Start by opening up your account and going to Coverage. Then, make sure to select ‘All known pages’ instead of ‘All submitted pages’ and enable to view only ‘Valid’ pages:
By doing so, you’ll get two lists of pages that have been successfully indexed by the search giant — Indexed, not submitted in sitemap and Submitted and indexed.
Click on a list to expand it and get the full list of the pages that fall under one of these two categories:
Take your time to closely study all the pages listed in there to see if you can find any pages that we’re not collected in the two previous steps. If there are any, make sure to check that they are set up properly in the framework of your site.

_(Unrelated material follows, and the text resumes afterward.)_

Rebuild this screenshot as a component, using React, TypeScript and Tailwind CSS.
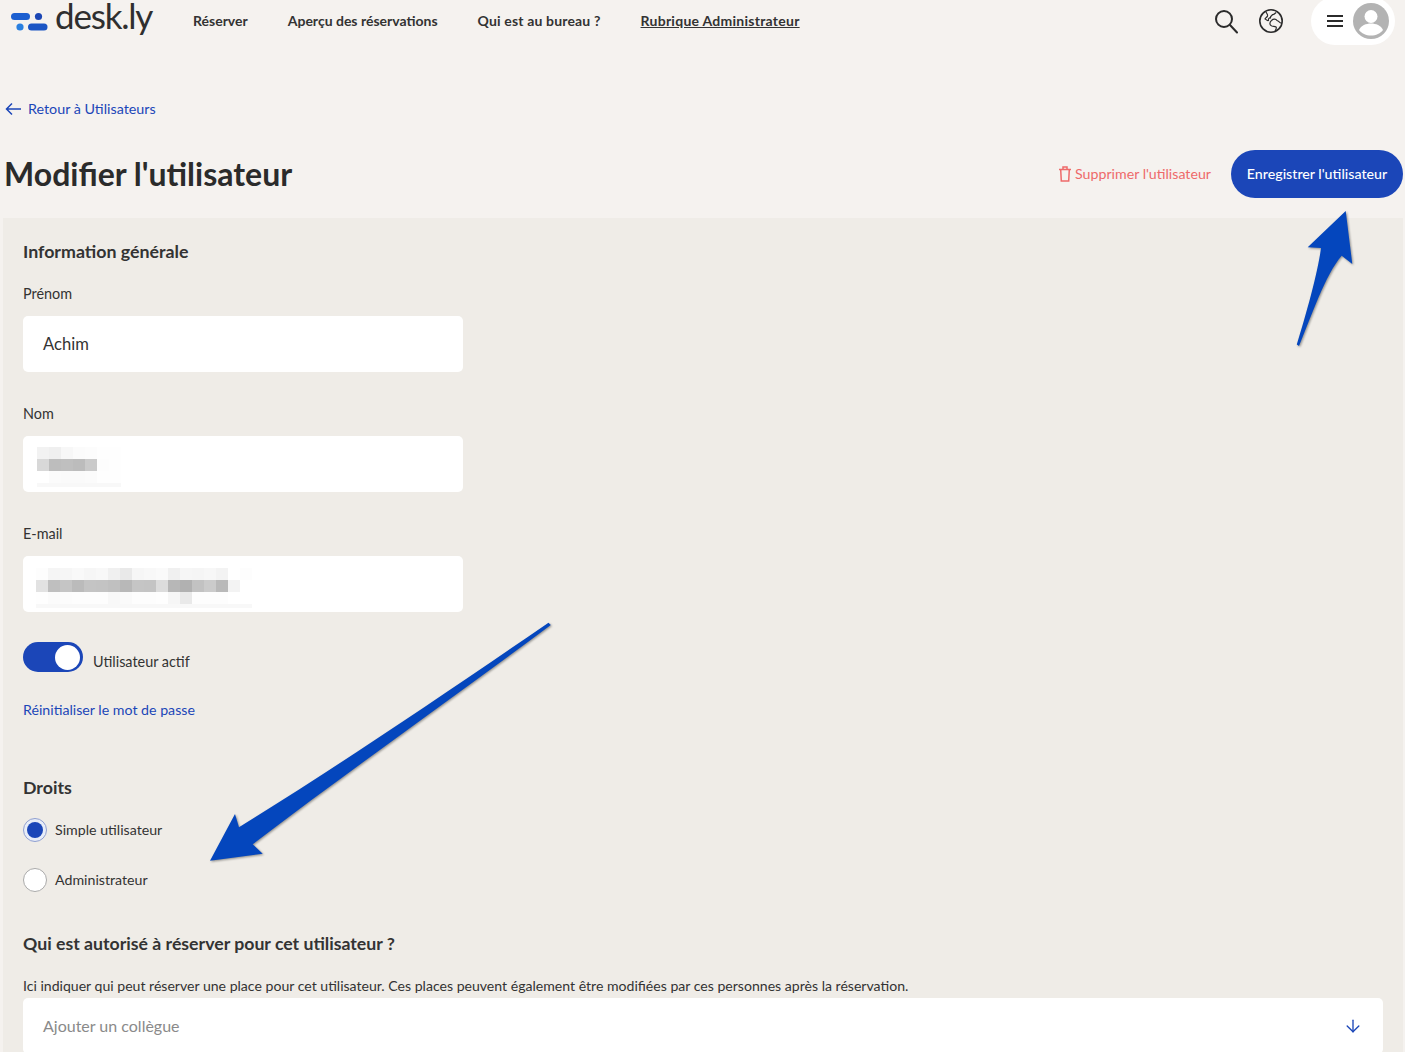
import React from 'react';
import { ArrowDown } from 'lucide-react';

// Pixelated (censored) values: each row is a list of grey levels
const nameBlur = [
  ['#f2f2f2', '#efefef', '#f7f7f7', '#fbfbfb', '#fcfcfc', '#fefefe', '#fefefe'],
  ['#d8d8d8', '#bdbdbd', '#bfbfbf', '#bcbcbc', '#cacaca', '#fdfdfd', '#fefefe'],
  ['#ffffff', '#fbfbfb', '#fafafa', '#fafafa', '#fbfbfb', '#fefefe', '#fefefe'],
];
const emailBlur = [
  ['#fdfdfd', '#f5f5f5', '#f6f6f6', '#f9f9f9', '#f6f6f6', '#f8f8f8', '#f0f0f0', '#e9e9e9', '#f6f6f6', '#f8f8f8', '#fafafa', '#f0f0f0', '#f6f6f6', '#f5f5f5', '#f7f7f7', '#f3f3f3', '#ffffff', '#fdfdfd'],
  ['#e2e2e2', '#bfbfbf', '#c5c5c5', '#bbbbbb', '#c4c4c4', '#c3c3c3', '#c0c0c0', '#b8b8b8', '#c5c5c5', '#c4c4c4', '#dcdcdc', '#b7b7b7', '#b1b1b1', '#c2c2c2', '#cbcbcb', '#b9b9b9', '#f3f3f3', '#ffffff'],
  ['#fefefe', '#fbfbfb', '#fcfcfc', '#fdfdfd', '#fdfdfd', '#fdfdfd', '#f8f8f8', '#fafafa', '#fdfdfd', '#fdfdfd', '#fefefe', '#f6f6f6', '#e9e9e9', '#fdfdfd', '#fdfdfd', '#fdfdfd', '#ffffff', '#ffffff'],
];

const Blur: React.FC<{ rows: string[][] }> = ({ rows }) => (
  <div className="flex flex-col">
    {rows.map((row, i) => (
      <div key={i} className="flex">
        {row.map((c, j) => (
          <div key={j} className="h-3 w-3" style={{ backgroundColor: c }} />
        ))}
      </div>
    ))}
    <div className="h-1 bg-[#f8f8f8]" />
  </div>
);

const Logo = () => (
  <svg width="38" height="20" viewBox="0 0 38 20" className="shrink-0">
    <rect x="1" y="2" width="19" height="7" rx="3.5" fill="#1c5fd0" />
    <circle cx="28.5" cy="5.5" r="3.6" fill="#1b46b4" />
    <circle cx="10" cy="16" r="3.6" fill="#2a80e0" />
    <rect x="18" y="12.5" width="19.5" height="7" rx="3.5" fill="#1b55c4" />
  </svg>
);

const SearchIcon = () => (
  <svg width="24" height="25" viewBox="0 0 24 25" fill="none" stroke="#2b2b2b" strokeWidth="2" strokeLinecap="round">
    <circle cx="10" cy="10" r="8" />
    <path d="M16 16 L23 23.500" />
  </svg>
);

// Globe with continent outlines
const GlobeIcon = () => (
  <svg width="24" height="24" viewBox="0 0 24 24" fill="none" stroke="#2b2b2b" strokeWidth="1.200" strokeLinejoin="round">
    <circle cx="12" cy="12" r="11.200" strokeWidth="1.600" />
    <path d="M7 2.500 C7.500 5 9 5 8.500 7 C8 8.500 6.500 8.500 6 10 C7.500 10.500 8 12 9.500 11.500 C9 9.500 10.500 8.500 11.500 9 C11 7 13 7 13.500 5.500 C15 6 16 4.500 17 3.500" />
    <path d="M12.500 11.500 C14.500 9.500 17 10 18 11.500 C20 12 20.500 14 22 14 M12.500 11.500 C10.500 13 10.500 15.500 12 16.500 C13 18 15.500 17 17 18 C18 19 17 20.500 16 22" />
  </svg>
);

const MenuIcon = () => (
  <svg width="16" height="14" viewBox="0 0 16 14" fill="#2b2b2b">
    <rect y="1" width="16" height="2" />
    <rect y="6" width="16" height="2" />
    <rect y="11" width="16" height="2" />
  </svg>
);

const BackArrow = () => (
  <svg width="16" height="14" viewBox="0 0 16 14" fill="none" stroke="currentColor" strokeWidth="1.500">
    <path d="M16 7 H1.500 M7 1.500 L1.500 7 L7 12.500" />
  </svg>
);

const TrashIcon = () => (
  <svg width="12" height="16" viewBox="0 0 12 16" fill="none" stroke="currentColor" strokeWidth="1.500">
    <path d="M0 3.500 H12 M4 3.500 V1 H8 V3.500 M1.700 3.500 L2.300 15 H9.700 L10.300 3.500" />
  </svg>
);

const Avatar = () => (
  <svg width="36" height="36" viewBox="0 0 36 36">
    <circle cx="18" cy="18" r="18" fill="#b3b3b3" />
    <circle cx="18" cy="13.500" r="6.500" fill="#fff" />
    <path d="M6 27c2-4.500 7-6.500 12-6.500s10 2 12 6.500c-2.500 3.500-7 5.500-12 5.500s-9.500-2-12-5.500z" fill="#fff" />
  </svg>
);

const Field: React.FC<{ label: string; children: React.ReactNode }> = ({ label, children }) => (
  <div className="mb-[31px]">
    <div className="mb-[11px] h-[22px] text-[14.4px] leading-[22px] text-[#333]">{label}</div>
    <div className="flex h-14 w-[440px] items-center rounded-[5px] bg-white">{children}</div>
  </div>
);

const Radio: React.FC<{ label: string; checked?: boolean }> = ({ label, checked }) => (
  <div className="flex h-6 items-center gap-2">
    <span className={`flex h-6 w-6 items-center justify-center rounded-full border ${checked ? 'border-[#8f9fd0] bg-[#e8edf8]' : 'border-[#aaa] bg-white'}`}>
      {checked && <span className="h-4 w-4 rounded-full bg-[#1b46b8]" />}
    </span>
    <span className="text-[14.2px] leading-6 text-[#333]">{label}</span>
  </div>
);

export default function App() {
  return (
    <div className="relative h-[1052px] w-[1405px] overflow-hidden bg-[#f5f2ef] font-['Lato','Liberation_Sans',sans-serif] text-[#2b2b2b]">
      <header className="flex h-[42px] items-center pl-[10px] pr-[10px]">
        <Logo />
        <span className="ml-[7px] -mt-[12px] h-[30px] w-[138px] text-[35px] leading-[30px] -tracking-[1.2px] text-[#2f2f2f]">desk.ly</span>
        <nav className="-mt-px flex gap-10 text-[14px] font-bold text-[#333]">
          <span>Réserver</span>
          <span>Aperçu des réservations</span>
          <span className="tracking-[0.16px]">Qui est au bureau ?</span>
          <span className="tracking-[0.26px] underline">Rubrique Administrateur</span>
        </nav>
        <div className="ml-auto flex items-center">
          <SearchIcon />
          <div className="ml-[21px]"><GlobeIcon /></div>
          <div className="ml-[28px] flex h-12 w-[84px] items-center gap-[10px] rounded-3xl bg-white pl-4">
            <MenuIcon />
            <Avatar />
          </div>
        </div>
      </header>

      <a className="ml-[5px] mt-[55px] flex h-6 items-center gap-[7px] text-[14.3px] text-[#1b46b8]">
        <BackArrow />
        Retour à Utilisateurs
      </a>

      <div className="mt-[29px] flex h-[68px] items-start justify-between pl-1 pr-[2px]">
        <h1 className="mt-[6px] text-[32px] font-bold leading-[36px] text-[#2b2b2b]">Modifier l'utilisateur</h1>
        <div className="flex items-center">
          <span className="flex items-center gap-[4px] text-[14.2px] text-[#ee6a6a]">
            <TrashIcon />
            Supprimer l'utilisateur
          </span>
          <button className="ml-5 h-12 w-[172px] rounded-3xl bg-[#1b46b8] text-[14.2px] font-medium text-white">
            Enregistrer l'utilisateur
          </button>
        </div>
      </div>

      <main className="ml-[3px] mr-[2px] h-[900px] bg-[#efece7] px-5 pt-[19px]">
        <h2 className="mb-[18px] h-7 text-[17.8px] font-bold leading-7 text-[#333]">Information générale</h2>
        <Field label="Prénom">
          <span className="pl-5 text-[16.6px] text-[#333]">Achim</span>
        </Field>
        <Field label="Nom">
          <div className="pl-[14px] pt-[6px]"><Blur rows={nameBlur} /></div>
        </Field>
        <Field label="E-mail">
          <div className="pl-[13px] pt-[8px]"><Blur rows={emailBlur} /></div>
        </Field>

        <div className="-mt-px flex h-[30px] items-center gap-[10px]">
          <span className="flex h-[30px] w-[60px] items-center justify-end rounded-full bg-[#1b46b8] pr-[3px]">
            <span className="h-[25px] w-[25px] rounded-full bg-white" />
          </span>
          <span className="mt-[10px] text-[14.4px] text-[#333]">Utilisateur actif</span>
        </div>
        <a className="mt-[26px] block h-6 text-[14.2px] leading-6 text-[#1b46b8]">Réinitialiser le mot de passe</a>

        <h2 className="mt-[51px] h-7 text-[17.8px] font-bold leading-7 text-[#333]">Droits</h2>
        <div className="mt-[17px] flex flex-col gap-[26px]">
          <Radio label="Simple utilisateur" checked />
          <Radio label="Administrateur" />
        </div>

        <h2 className="mt-[38px] h-7 text-[17.700px] font-bold leading-7 text-[#333]">Qui est autorisé à réserver pour cet utilisateur ?</h2>
        <p className="mt-4 h-6 text-[14.08px] leading-6 text-[#333]">
          Ici indiquer qui peut réserver une place pour cet utilisateur. Ces places peuvent également être modifiées par ces personnes après la réservation.
        </p>
        <div className="flex h-14 items-center justify-between rounded-[5px] bg-white pl-5 pr-5">
          <span className="text-[16px] text-[#8a8a8a]">Ajouter un collègue</span>
          <ArrowDown size={20} strokeWidth={1.6} className="text-[#1b46b8]" />
        </div>
      </main>

      {/* annotation arrows drawn on top of the screenshot */}
      <svg className="pointer-events-none absolute left-0 top-0 drop-shadow-[1px_1px_1px_rgba(0,0,0,0.4)]" width="1405" height="1052">
        <path d="M1345.700 211 L1307.700 247.300 L1321 248 C1318 272 1306 315 1296.800 344.500 L1299 346 C1312 315 1325 275 1341.700 255.700 L1352.300 264 Z" fill="#0446bd" />
        <path d="M550.800 625 L548.500 622.800 C450 690 340 765 239 827.300 L235 814 L210 860.700 L262.700 853.700 L252.700 844.300 C350 770 450 700 550.800 625 Z" fill="#0446bd" />
      </svg>
    </div>
  );
}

Now, let’s select ‘Excluded’ to view only those pages that were intentionally not indexed and won’t appear in Google. Unfortunately, this is where you’ll have to roll up your sleeves and do a lot of manual work:
As you scroll down, you’ll see several lists of excluded pages:
You can view pages with redirects, pages excluded by ‘noindex’ tag, those blocked by rotobs.txt, and so on.
Going through each one of them will give you unfiltered access to every single page of your site. Then, by comparing the orphan page data with the data in these lists, you’ll get a comprehensive overview of all of your site’s pages.
I recommend repeating this process once or twice a year to find new pages that may have gotten away from you.
In order for a search engine bot to fully crawl a website, it needs to follow the internal links one by one. But if a web page is not linked to the site in any way, be it accidentally or on purpose, then neither search engines nor humans will be able to reach the page. And this is not great for the site’s SEO performance.
As a site owner or SEO specialist responsible for a site, seeing all the pages of a particular site can help you discover valuable pages you might have forgotten about.
By regularly making sure you’re aware of all the web pages of your site, including orphan pages, you will be able to stay on top of your SEO and marketing efforts.